Se están rompiendo los paradigmas del núcleo familiar fuerte en el cual se ha basado el medio toda la vida (el interés familiar del Don Draper de Mad Men empieza y termina en el momento en el que su esposa e hijos fastidian su rutina de James Bond de la publicidad; Walter White se engaña a sí mismo diciendo que todo lo hace por los suyos), y quizá ya era hora. También es válido y sobre todo fiel a la naturaleza humana tratar situaciones de juegos de poder (si tienen dragones, incesto, un enano brillante y tetas cada cuatro escenas – tanto mejor), de supervivencia en los cataclismos (esos zombis horribles no se matan solos)… y, ante todo, queda lucidísimo darle a la audiencia un voto de confianza: enfocarse en personajes de compás moral estropeado y dejar que el espectador se forme su propia opinión de ellos, viendo su éxito o declive.

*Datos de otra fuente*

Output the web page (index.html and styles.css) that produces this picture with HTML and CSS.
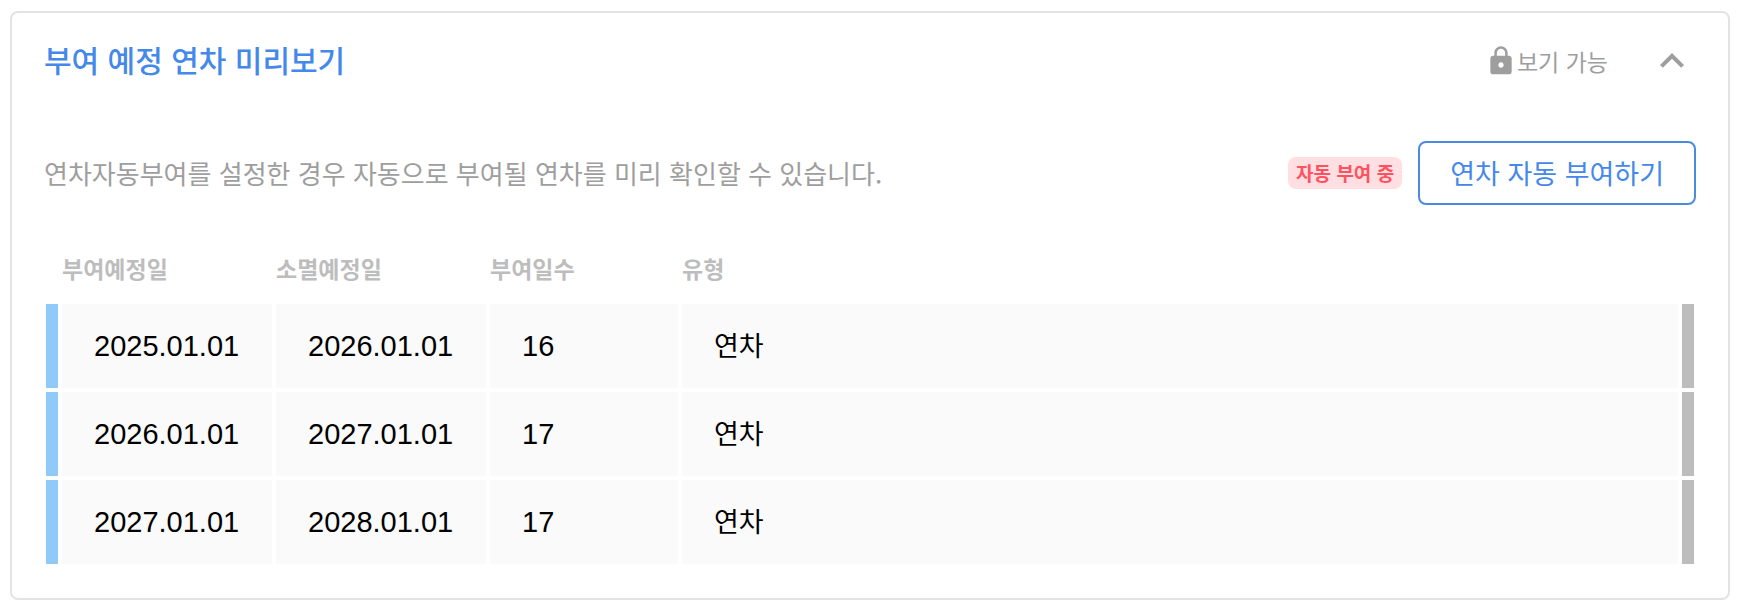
FILE: index.html
```html
<!DOCTYPE html>
<html lang="ko">
<head>
    <meta charset="UTF-8">
    <meta name="viewport" content="width=device-width, initial-scale=1.0">
    <title>부여 예정 연차 미리보기</title>
    <link rel="stylesheet" href="styles.css">
</head>
<body>
    <section class="card">
        <header class="card-header">
            <h1 class="card-title">부여 예정 연차 미리보기</h1>
            <div class="permission">
                <svg class="lock-icon" viewBox="0 0 24 24" aria-hidden="true">
                    <path d="M18 8h-1V6c0-2.76-2.24-5-5-5S7 3.24 7 6v2H6c-1.1 0-2 .9-2 2v10c0 1.1.9 2 2 2h12c1.1 0 2-.9 2-2V10c0-1.1-.9-2-2-2zm-6 9c-1.1 0-2-.9-2-2s.9-2 2-2 2 .9 2 2-.9 2-2 2zm3.1-9H8.9V6c0-1.71 1.39-3.1 3.1-3.1 1.71 0 3.1 1.39 3.1 3.1v2z"/>
                </svg>
                <span>보기 가능</span>
            </div>
            <button type="button" class="toggle" aria-label="접기" aria-expanded="true">
                <svg class="toggle-icon" viewBox="0 0 24 24" aria-hidden="true">
                    <path d="M12 8l-6 6 1.41 1.41L12 10.83l4.59 4.58L18 14z"/>
                </svg>
            </button>
        </header>

        <div class="card-body">
            <div class="intro">
                <p class="description">연차자동부여를 설정한 경우 자동으로 부여될 연차를 미리 확인할 수 있습니다.</p>
                <span class="badge">자동 부여 중</span>
                <button type="button" class="grant-button">연차 자동 부여하기</button>
            </div>

            <table class="leave-table">
                <thead>
                    <tr>
                        <td class="bar"></td>
                        <th class="col-date" scope="col">부여예정일</th>
                        <th class="col-date" scope="col">소멸예정일</th>
                        <th class="col-days" scope="col">부여일수</th>
                        <th scope="col">유형</th>
                        <td class="bar"></td>
                    </tr>
                </thead>
                <tbody>
                    <tr>
                        <td class="bar bar-start"></td>
                        <td>2025.01.01</td>
                        <td>2026.01.01</td>
                        <td>16</td>
                        <td class="type">연차</td>
                        <td class="bar bar-end"></td>
                    </tr>
                    <tr>
                        <td class="bar bar-start"></td>
                        <td>2026.01.01</td>
                        <td>2027.01.01</td>
                        <td>17</td>
                        <td class="type">연차</td>
                        <td class="bar bar-end"></td>
                    </tr>
                    <tr>
                        <td class="bar bar-start"></td>
                        <td>2027.01.01</td>
                        <td>2028.01.01</td>
                        <td>17</td>
                        <td class="type">연차</td>
                        <td class="bar bar-end"></td>
                    </tr>
                </tbody>
            </table>
        </div>
    </section>
</body>
</html>
```
FILE: styles.css
```css
* {
    box-sizing: border-box;
}
body {
    margin: 11px 10px;
    background-color: #fff;
    color: #000;
    font-family: "Noto Sans CJK KR", sans-serif;
}
button {
    font-family: inherit;
    cursor: pointer;
}
.card {
    border: 2px solid #e3e3e3;
    border-radius: 8px;
}
.card-header {
    display: flex;
    align-items: center;
    padding: 24px 32px;
}
.card-title {
    flex: 1;
    margin: 0;
    padding-bottom: 4px;
    color: #4488ea;
    font-size: 30px;
    font-weight: 500;
    line-height: 44px;
}
.permission {
    display: flex;
    align-items: center;
    margin-right: 40px;
    color: #9e9e9e;
    font-size: 23px;
    line-height: 32px;
}
.lock-icon {
    width: 32px;
    height: 32px;
    fill: #9e9e9e;
}
.toggle {
    display: flex;
    padding: 0;
    border: none;
    background: none;
}
.toggle-icon {
    width: 48px;
    height: 48px;
    fill: #9e9e9e;
}
.card-body {
    padding: 32px 32px 30px;
}
.intro {
    display: flex;
    align-items: center;
    gap: 16px;
}
.description {
    flex: 1;
    margin: 0;
    color: #9e9e9e;
    font-size: 26px;
    line-height: 40px;
}
.badge {
    padding: 0 8px;
    border-radius: 8px;
    background-color: #ffdfe1;
    color: #ff5260;
    font-size: 19px;
    font-weight: 700;
    line-height: 32px;
}
.grant-button {
    padding: 0 30px;
    border: 2px solid #4a8be0;
    border-radius: 8px;
    background-color: #fff;
    color: #4488ea;
    font-size: 27px;
    line-height: 60px;
}
/* the outer border-spacing hangs 2px past the content on each side */
.leave-table {
    width: calc(100% + 4px);
    margin: 27px -2px 0;
    border-spacing: 4px;
    table-layout: fixed;
}
.leave-table th {
    height: 64px;
    padding: 0;
    color: #bdbdbd;
    font-size: 23px;
    font-weight: 700;
    text-align: left;
}
.leave-table tbody td {
    height: 84px;
    padding: 0 32px;
    background-color: #fafafa;
    font-family: "Liberation Sans", "Noto Sans CJK KR", sans-serif;
    font-size: 29px;
}
.leave-table tbody .type {
    padding-bottom: 4px;
    font-size: 27px;
}
.leave-table .bar {
    width: 12px;
    padding: 0;
}
.leave-table tbody .bar-start {
    background-color: #90caf9;
}
.leave-table tbody .bar-end {
    background-color: #bdbdbd;
}
.col-date {
    width: 210px;
}
.col-days {
    width: 188px;
}
```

Este voto de confianza es más de lo que podríamos decir de muchísimo del cine hollywoodense actual, con su miedo patológico a salirse de la esfera de lo seguro: la secuela, la copia, la readaptación sin innovación, el refrito.
El aplauso de esta nueva ola televisiva se debe, más que nada, a eso: está dándole el beneficio de la duda al receptor del mensaje. Los mejores personajes de la televisión de hoy son anti-héroes, villanos, personas de carácter fuerte que ocasionalmente destruyen vidas – incluso la propia.

Hoy, a la pantalla chica ha llegado la era del psicópata, del antisocial, del soc… aunque mira, pensándolo bien, del sociópata altamente funcional mejor les hablo otro día con más calma.